DOF-RAG

Published on

Written by

DOF-RAG Team

Share

From PDF to WORD: when computational cost dictates a change of strategy

How the reality of massive document processing led us to rethink our strategy: from downloading complete PDFs to obtaining segmented WORD files, dramatically reducing computational cost without sacrificing quality.

When scaling forces you to rethink everything (and that’s okay)

There are moments in software development where theory meets reality in a brutal way. One of those moments arrived when we tried to scale our document processing system for Mexico’s Official Journal of the Federation. What worked perfectly with a handful of files became a computational nightmare when we faced decades of daily publications.

In our previous analysis, we exhaustively evaluated different PDF-to-Markdown converters. We chose Marker as our primary tool for its balance of quality and features. But there was a problem that no code optimization could solve: the computational cost of processing monumental PDFs simply didn’t scale.

The solution was to completely rethink the source strategy: stop downloading PDFs and start working with WORD files.

This is the story of how a seemingly simple change in file format radically transformed our processing pipeline, implemented approximately one month ago and now the foundation of our operation.

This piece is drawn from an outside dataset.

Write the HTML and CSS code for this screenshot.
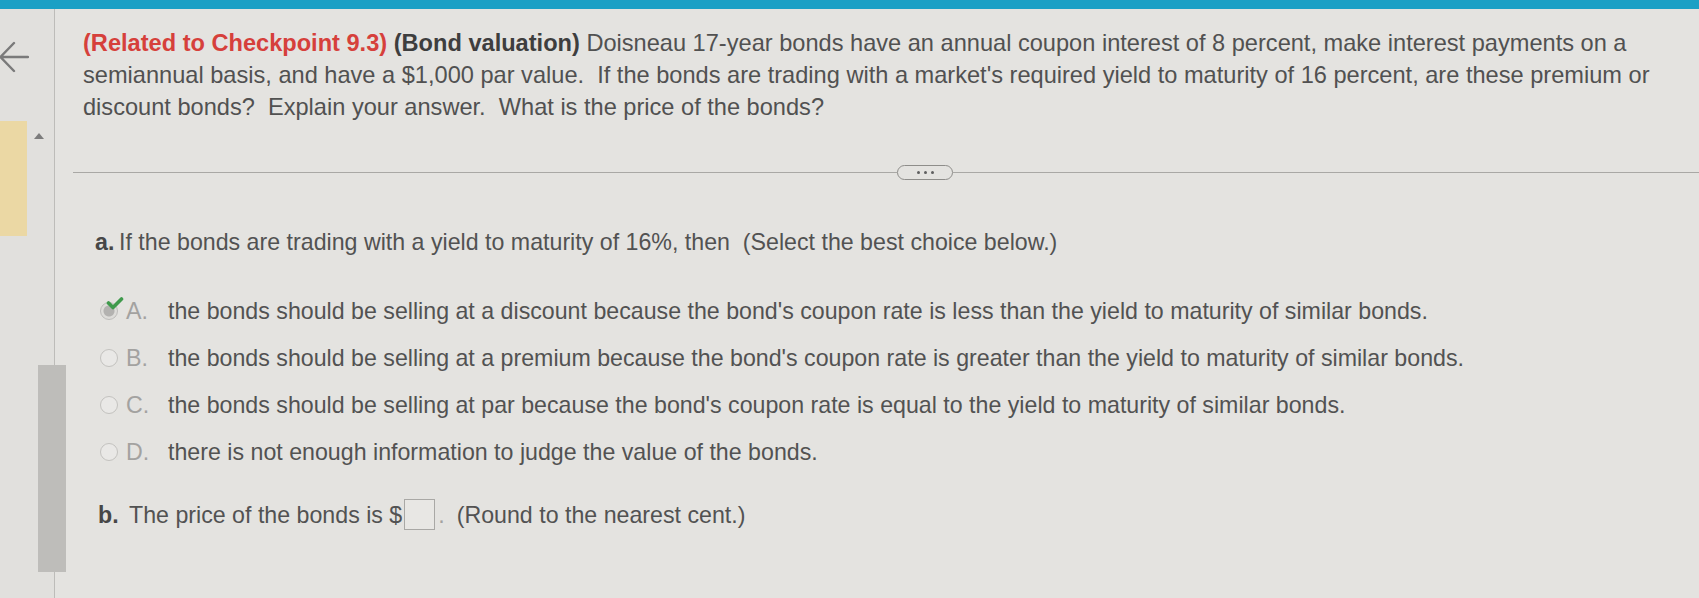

The problem: PDFs and the computational cost monster

The original flow: simple but unsustainable

Our first approach was straightforward and seemingly elegant:

  1. Download complete DOF PDFs from diariooficial.gob.mx
  2. Process each PDF (50-200 MB files each)
  3. Convert to Markdown using specialized tools
  4. Extract structured text for embeddings

The original script (get_dof.py):

def get_url(year, month, day):
    """Generate the URL for a given date"""
    base_url = "https://diariooficial.gob.mx/abrirPDF.php?archivo="
    return f"{base_url}{day}{month}{year}-MAT.pdf&anio={year}&repo=repositorio/"

Simple, right? One endpoint, one file, done.

The reality of scaling

When we started processing years of publications, the numbers stopped being friendly:

  • Computational cost: Each PDF required intensive processing
  • Conversion time: Marker took ~22 minutes for a 402-page document, Docling ~39 minutes — times that became prohibitive at scale
  • Memory resources: Complete PDFs consumed considerable RAM during processing
  • Error rate: Complex documents caused frequent conversion failures

Doing the math was depressing: processing decades of DOFs with this approach would require weeks of continuous computing and infrastructure costs that were not viable for a public good project.

The tools that didn’t scale

In our previous analysis of PDF-to-Markdown converters, we exhaustively evaluated different tools. The results were revealing: all worked well for individual cases, but when scaling to thousands of documents, the story changed radically.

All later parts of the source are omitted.